# Exercise instructions
Copy each line with the word "this" in it.

# Information shown
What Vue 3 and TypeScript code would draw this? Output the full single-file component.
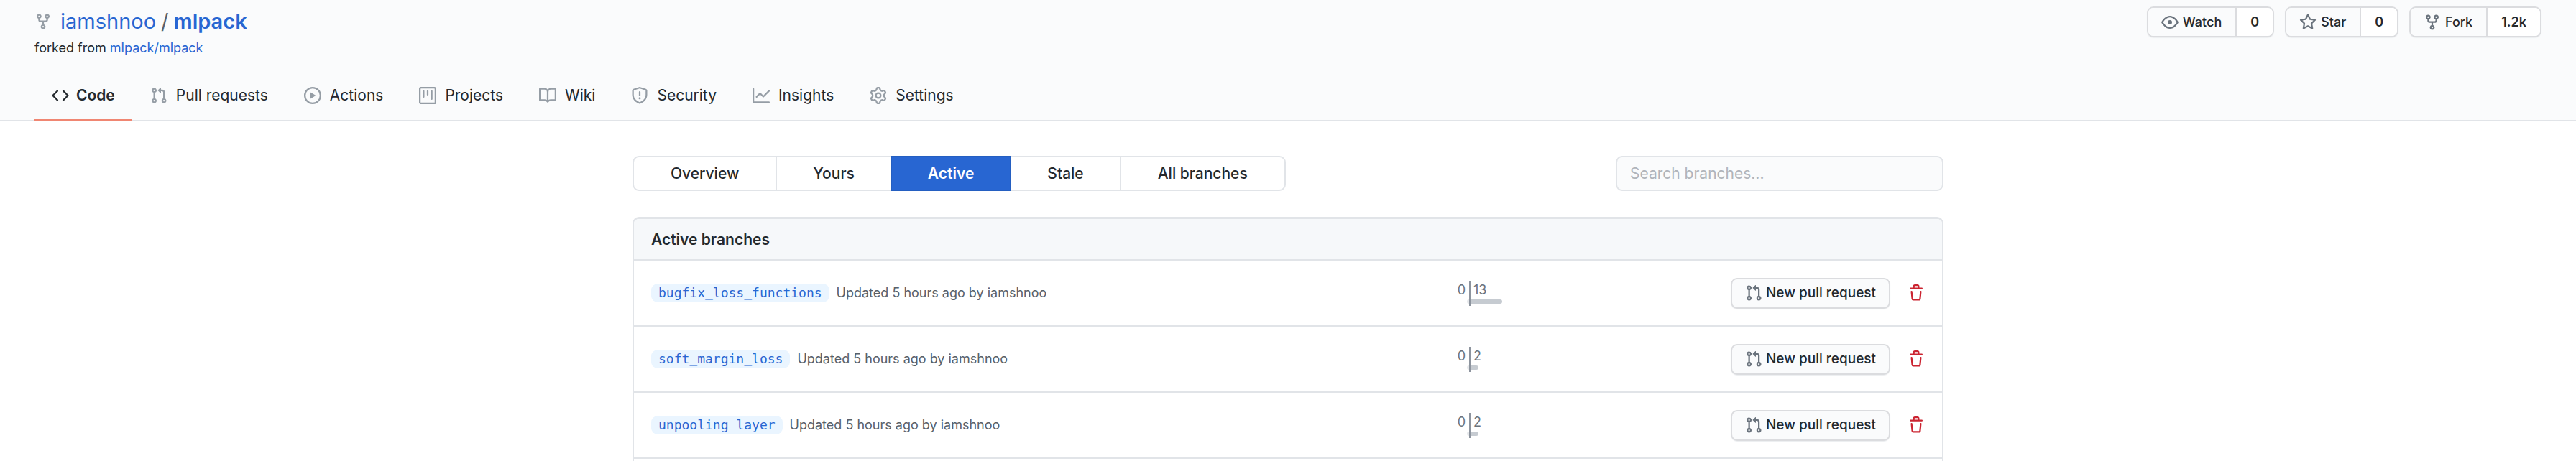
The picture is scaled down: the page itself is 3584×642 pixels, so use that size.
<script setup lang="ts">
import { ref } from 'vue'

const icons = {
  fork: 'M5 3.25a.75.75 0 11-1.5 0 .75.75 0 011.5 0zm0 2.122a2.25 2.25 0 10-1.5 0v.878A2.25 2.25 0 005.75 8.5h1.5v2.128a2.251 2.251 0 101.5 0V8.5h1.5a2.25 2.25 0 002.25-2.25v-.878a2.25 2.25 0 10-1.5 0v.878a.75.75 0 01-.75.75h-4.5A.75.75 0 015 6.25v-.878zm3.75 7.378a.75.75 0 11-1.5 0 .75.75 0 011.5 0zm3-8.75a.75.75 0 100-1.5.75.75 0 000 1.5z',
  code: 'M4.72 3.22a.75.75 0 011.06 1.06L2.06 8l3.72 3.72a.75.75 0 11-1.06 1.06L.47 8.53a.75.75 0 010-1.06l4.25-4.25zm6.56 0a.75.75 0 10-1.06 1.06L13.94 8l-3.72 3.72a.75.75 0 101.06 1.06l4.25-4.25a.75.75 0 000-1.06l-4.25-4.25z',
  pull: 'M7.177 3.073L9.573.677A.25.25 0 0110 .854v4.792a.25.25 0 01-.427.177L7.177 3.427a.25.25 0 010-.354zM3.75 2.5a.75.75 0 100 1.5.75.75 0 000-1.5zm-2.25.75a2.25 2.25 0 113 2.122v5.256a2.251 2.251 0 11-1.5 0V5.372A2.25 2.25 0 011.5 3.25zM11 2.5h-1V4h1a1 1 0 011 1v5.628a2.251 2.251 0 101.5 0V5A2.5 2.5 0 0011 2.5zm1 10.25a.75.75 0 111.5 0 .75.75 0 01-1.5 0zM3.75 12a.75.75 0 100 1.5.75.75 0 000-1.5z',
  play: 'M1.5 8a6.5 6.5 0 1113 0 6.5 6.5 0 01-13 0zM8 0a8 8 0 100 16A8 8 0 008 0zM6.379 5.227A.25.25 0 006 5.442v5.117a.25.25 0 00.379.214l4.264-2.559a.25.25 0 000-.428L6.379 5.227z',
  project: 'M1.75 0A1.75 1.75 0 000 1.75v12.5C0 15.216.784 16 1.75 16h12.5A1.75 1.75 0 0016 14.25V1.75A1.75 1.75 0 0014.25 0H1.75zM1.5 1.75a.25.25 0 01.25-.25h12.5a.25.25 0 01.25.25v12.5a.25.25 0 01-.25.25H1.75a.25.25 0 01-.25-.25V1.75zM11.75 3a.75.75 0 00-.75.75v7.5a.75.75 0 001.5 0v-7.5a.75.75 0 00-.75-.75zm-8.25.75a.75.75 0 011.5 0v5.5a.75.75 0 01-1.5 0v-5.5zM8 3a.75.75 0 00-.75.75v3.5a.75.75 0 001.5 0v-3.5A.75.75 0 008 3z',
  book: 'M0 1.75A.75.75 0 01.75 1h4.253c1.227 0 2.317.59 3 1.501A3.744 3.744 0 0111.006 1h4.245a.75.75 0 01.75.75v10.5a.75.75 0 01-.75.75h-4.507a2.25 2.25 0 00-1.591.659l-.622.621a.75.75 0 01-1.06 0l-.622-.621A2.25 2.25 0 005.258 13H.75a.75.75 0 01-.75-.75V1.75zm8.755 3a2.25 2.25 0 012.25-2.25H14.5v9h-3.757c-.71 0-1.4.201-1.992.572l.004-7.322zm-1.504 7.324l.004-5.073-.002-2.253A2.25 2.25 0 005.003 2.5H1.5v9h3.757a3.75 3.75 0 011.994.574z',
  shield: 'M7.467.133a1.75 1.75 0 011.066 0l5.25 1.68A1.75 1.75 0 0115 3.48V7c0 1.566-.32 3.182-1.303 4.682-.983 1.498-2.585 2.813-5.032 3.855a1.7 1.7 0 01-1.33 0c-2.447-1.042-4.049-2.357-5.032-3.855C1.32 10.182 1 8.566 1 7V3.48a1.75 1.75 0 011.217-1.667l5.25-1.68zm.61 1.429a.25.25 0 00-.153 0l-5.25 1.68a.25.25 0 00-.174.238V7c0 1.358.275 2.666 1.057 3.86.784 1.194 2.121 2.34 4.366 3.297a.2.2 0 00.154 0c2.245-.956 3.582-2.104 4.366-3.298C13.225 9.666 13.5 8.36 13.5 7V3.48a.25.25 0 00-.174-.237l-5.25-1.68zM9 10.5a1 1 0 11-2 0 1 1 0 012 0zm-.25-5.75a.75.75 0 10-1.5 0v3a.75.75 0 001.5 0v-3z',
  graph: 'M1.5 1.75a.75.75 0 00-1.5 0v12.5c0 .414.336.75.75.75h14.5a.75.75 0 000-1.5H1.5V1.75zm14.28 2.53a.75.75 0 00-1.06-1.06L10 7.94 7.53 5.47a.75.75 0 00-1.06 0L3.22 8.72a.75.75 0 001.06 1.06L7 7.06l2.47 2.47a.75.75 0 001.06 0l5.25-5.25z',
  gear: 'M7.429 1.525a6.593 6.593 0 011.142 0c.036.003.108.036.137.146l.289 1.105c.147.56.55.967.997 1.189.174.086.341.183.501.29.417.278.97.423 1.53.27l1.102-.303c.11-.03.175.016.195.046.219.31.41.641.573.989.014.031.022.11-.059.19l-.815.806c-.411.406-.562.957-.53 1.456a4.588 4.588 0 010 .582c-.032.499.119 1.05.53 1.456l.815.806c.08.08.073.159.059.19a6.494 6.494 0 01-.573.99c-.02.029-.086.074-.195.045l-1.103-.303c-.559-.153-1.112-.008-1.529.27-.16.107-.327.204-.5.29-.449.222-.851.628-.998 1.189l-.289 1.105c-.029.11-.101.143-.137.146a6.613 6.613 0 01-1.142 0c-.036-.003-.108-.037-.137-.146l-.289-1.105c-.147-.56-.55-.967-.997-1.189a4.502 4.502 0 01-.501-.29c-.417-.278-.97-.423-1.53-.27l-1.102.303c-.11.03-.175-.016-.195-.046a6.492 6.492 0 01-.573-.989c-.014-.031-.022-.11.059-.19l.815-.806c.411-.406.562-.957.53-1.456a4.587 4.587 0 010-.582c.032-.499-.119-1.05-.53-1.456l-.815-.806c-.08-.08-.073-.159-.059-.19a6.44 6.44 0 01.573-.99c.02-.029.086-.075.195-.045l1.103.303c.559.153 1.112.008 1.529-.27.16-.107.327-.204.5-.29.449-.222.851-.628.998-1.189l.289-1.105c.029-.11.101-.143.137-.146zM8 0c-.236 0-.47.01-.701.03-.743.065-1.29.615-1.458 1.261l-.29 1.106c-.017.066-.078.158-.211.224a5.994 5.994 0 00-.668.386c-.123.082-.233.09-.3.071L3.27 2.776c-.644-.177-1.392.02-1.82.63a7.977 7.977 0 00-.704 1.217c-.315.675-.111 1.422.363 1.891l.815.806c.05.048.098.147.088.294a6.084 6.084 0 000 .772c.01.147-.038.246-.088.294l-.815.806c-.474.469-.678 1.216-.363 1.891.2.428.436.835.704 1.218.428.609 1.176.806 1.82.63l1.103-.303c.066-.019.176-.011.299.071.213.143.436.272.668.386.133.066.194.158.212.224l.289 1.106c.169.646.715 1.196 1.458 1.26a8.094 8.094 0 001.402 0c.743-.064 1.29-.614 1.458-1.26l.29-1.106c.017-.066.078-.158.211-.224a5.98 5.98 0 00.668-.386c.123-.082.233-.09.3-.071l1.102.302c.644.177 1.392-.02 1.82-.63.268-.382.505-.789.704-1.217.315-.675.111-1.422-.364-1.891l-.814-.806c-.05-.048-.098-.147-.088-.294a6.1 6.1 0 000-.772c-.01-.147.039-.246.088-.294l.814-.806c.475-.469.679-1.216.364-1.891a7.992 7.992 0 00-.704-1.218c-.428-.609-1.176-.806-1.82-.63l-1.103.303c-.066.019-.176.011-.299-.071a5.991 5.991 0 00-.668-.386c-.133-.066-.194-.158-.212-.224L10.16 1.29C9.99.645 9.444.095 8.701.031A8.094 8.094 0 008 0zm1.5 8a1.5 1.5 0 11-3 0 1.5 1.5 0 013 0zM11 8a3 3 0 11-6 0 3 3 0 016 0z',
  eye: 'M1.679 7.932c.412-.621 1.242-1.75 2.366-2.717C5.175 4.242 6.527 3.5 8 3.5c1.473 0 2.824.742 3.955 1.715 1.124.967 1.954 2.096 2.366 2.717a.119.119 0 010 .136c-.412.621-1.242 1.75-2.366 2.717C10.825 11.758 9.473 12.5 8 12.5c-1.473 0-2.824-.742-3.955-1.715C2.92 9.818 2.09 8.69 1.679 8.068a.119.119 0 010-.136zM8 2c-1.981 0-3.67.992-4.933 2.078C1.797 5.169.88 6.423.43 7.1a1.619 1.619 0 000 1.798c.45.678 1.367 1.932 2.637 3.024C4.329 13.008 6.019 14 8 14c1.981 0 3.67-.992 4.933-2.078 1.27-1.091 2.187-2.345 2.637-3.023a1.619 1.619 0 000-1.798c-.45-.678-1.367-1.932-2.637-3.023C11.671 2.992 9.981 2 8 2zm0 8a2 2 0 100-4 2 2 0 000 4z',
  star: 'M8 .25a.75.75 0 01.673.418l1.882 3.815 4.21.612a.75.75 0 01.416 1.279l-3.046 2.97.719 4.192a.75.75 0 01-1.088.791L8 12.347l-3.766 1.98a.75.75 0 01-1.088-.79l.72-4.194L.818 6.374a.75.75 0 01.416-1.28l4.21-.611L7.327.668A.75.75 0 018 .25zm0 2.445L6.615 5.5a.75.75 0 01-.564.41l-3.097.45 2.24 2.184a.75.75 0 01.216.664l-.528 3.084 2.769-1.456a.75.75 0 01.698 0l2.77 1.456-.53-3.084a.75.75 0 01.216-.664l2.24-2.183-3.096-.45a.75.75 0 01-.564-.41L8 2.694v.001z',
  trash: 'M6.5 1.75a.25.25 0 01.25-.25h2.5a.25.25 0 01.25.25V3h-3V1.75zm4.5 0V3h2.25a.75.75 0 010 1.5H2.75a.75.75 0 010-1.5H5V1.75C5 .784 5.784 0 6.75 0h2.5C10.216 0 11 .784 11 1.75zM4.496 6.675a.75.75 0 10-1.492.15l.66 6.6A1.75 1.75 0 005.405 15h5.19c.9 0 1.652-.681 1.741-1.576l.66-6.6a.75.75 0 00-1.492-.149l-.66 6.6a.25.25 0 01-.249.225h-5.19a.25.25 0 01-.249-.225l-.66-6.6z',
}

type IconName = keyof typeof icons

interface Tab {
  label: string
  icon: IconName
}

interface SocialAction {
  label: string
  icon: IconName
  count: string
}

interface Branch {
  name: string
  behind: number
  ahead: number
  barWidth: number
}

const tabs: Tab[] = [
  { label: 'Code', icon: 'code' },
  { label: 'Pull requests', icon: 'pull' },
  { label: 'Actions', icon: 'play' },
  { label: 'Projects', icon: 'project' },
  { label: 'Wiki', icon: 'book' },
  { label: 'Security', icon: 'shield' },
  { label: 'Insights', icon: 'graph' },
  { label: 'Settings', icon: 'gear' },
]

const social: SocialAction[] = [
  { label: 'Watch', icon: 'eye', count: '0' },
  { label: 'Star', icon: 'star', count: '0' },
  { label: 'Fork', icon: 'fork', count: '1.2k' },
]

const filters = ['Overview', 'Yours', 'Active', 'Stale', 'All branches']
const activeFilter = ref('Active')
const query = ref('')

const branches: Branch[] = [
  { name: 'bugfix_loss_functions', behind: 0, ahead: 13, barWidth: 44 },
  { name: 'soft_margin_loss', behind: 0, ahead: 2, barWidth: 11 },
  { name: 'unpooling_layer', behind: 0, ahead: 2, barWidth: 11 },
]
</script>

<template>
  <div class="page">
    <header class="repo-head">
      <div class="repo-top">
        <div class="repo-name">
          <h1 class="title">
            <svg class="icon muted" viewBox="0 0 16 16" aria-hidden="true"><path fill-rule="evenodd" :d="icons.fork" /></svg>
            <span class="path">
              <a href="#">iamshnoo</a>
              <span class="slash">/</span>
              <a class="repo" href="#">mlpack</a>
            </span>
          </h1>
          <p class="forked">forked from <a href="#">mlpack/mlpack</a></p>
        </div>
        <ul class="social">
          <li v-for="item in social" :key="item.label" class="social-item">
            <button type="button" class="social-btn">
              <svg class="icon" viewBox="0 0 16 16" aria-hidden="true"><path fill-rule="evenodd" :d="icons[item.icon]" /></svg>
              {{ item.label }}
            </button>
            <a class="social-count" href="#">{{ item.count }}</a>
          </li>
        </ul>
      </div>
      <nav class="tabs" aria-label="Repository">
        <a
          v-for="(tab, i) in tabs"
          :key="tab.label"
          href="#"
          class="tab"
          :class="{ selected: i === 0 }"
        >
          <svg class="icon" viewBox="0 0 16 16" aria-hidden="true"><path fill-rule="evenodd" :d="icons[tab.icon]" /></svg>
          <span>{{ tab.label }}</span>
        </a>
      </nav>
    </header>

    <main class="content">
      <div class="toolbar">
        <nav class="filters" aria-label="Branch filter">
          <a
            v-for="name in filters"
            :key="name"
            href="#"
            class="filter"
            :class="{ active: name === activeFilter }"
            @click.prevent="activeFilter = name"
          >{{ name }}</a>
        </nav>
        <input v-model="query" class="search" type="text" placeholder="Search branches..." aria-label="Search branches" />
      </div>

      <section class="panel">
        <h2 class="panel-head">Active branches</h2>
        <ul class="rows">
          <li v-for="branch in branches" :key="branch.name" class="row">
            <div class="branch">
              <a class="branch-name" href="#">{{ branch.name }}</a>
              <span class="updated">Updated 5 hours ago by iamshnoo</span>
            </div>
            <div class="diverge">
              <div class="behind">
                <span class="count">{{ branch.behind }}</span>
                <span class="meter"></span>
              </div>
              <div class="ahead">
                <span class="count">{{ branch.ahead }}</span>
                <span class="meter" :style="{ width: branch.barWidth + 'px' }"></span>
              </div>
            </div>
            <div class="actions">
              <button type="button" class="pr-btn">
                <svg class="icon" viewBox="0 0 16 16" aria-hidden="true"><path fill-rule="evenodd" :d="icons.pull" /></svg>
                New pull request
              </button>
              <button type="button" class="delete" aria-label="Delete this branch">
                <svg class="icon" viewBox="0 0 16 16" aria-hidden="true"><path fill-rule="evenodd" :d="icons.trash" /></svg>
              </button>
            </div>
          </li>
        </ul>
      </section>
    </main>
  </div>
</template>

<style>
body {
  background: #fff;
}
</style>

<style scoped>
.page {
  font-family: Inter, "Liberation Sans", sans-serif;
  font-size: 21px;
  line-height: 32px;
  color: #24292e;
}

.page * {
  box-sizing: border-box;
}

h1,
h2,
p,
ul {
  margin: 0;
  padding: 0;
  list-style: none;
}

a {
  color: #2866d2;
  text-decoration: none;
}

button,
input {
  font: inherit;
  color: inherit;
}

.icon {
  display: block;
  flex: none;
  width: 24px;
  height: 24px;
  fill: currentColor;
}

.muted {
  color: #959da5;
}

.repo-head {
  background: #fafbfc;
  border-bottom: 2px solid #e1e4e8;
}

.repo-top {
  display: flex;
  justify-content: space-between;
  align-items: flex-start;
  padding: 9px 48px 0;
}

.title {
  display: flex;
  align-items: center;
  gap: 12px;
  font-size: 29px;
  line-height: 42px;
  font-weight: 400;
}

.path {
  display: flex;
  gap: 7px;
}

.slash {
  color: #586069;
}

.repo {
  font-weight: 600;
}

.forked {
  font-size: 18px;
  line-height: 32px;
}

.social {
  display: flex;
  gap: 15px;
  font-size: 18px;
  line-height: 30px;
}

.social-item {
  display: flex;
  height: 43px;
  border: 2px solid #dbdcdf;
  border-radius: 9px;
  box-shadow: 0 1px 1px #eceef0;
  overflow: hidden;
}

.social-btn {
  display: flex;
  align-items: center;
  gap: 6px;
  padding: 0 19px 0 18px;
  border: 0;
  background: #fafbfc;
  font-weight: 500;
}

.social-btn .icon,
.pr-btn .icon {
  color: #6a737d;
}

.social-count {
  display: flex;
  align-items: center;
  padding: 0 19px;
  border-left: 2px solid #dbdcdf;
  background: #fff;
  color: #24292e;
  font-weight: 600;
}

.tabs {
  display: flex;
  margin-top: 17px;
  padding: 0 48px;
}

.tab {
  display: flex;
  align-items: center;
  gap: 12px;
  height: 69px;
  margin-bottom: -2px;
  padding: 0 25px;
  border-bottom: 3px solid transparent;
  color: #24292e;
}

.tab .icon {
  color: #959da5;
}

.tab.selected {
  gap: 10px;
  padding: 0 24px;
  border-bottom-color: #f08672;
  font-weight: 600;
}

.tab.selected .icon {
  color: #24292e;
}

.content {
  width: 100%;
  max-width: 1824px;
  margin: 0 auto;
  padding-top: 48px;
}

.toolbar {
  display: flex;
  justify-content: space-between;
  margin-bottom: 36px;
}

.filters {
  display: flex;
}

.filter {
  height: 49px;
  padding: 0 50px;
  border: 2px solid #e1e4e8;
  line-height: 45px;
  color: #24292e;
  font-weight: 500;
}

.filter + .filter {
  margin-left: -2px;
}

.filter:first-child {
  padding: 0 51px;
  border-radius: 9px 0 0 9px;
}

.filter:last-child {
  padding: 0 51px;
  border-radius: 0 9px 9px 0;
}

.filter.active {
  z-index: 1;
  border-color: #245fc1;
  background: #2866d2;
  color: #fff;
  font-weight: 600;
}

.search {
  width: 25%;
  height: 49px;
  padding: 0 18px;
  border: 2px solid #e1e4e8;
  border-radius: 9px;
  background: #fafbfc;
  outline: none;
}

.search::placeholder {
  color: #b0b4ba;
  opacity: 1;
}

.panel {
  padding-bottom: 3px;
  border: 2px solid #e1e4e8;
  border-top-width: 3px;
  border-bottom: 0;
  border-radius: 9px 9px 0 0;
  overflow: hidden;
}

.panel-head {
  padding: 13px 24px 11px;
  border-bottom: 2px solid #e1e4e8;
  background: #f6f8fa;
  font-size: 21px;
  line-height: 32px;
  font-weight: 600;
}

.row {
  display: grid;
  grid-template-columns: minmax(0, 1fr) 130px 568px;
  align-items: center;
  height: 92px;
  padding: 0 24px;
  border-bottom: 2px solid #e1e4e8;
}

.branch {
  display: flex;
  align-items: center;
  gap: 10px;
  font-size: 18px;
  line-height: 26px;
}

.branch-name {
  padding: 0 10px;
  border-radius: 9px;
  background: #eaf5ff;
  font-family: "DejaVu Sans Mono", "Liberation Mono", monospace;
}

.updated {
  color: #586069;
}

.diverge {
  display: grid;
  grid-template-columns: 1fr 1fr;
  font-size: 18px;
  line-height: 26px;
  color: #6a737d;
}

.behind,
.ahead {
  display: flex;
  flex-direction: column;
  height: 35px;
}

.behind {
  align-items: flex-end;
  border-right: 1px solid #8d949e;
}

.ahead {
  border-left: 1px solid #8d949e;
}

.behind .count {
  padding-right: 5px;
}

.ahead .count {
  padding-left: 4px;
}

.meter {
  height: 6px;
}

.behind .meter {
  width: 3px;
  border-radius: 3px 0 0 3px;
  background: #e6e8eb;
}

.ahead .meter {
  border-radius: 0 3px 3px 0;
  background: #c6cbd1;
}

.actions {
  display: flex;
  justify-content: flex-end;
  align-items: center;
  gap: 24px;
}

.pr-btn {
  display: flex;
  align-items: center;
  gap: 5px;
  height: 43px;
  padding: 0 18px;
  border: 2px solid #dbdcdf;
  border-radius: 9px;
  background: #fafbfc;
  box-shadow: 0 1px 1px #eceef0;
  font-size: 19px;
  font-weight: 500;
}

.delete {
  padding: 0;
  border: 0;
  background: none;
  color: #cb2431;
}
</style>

# Worked answer
What Vue 3 and TypeScript code would draw this? Output the full single-file component.
              <button type="button" class="delete" aria-label="Delete this branch">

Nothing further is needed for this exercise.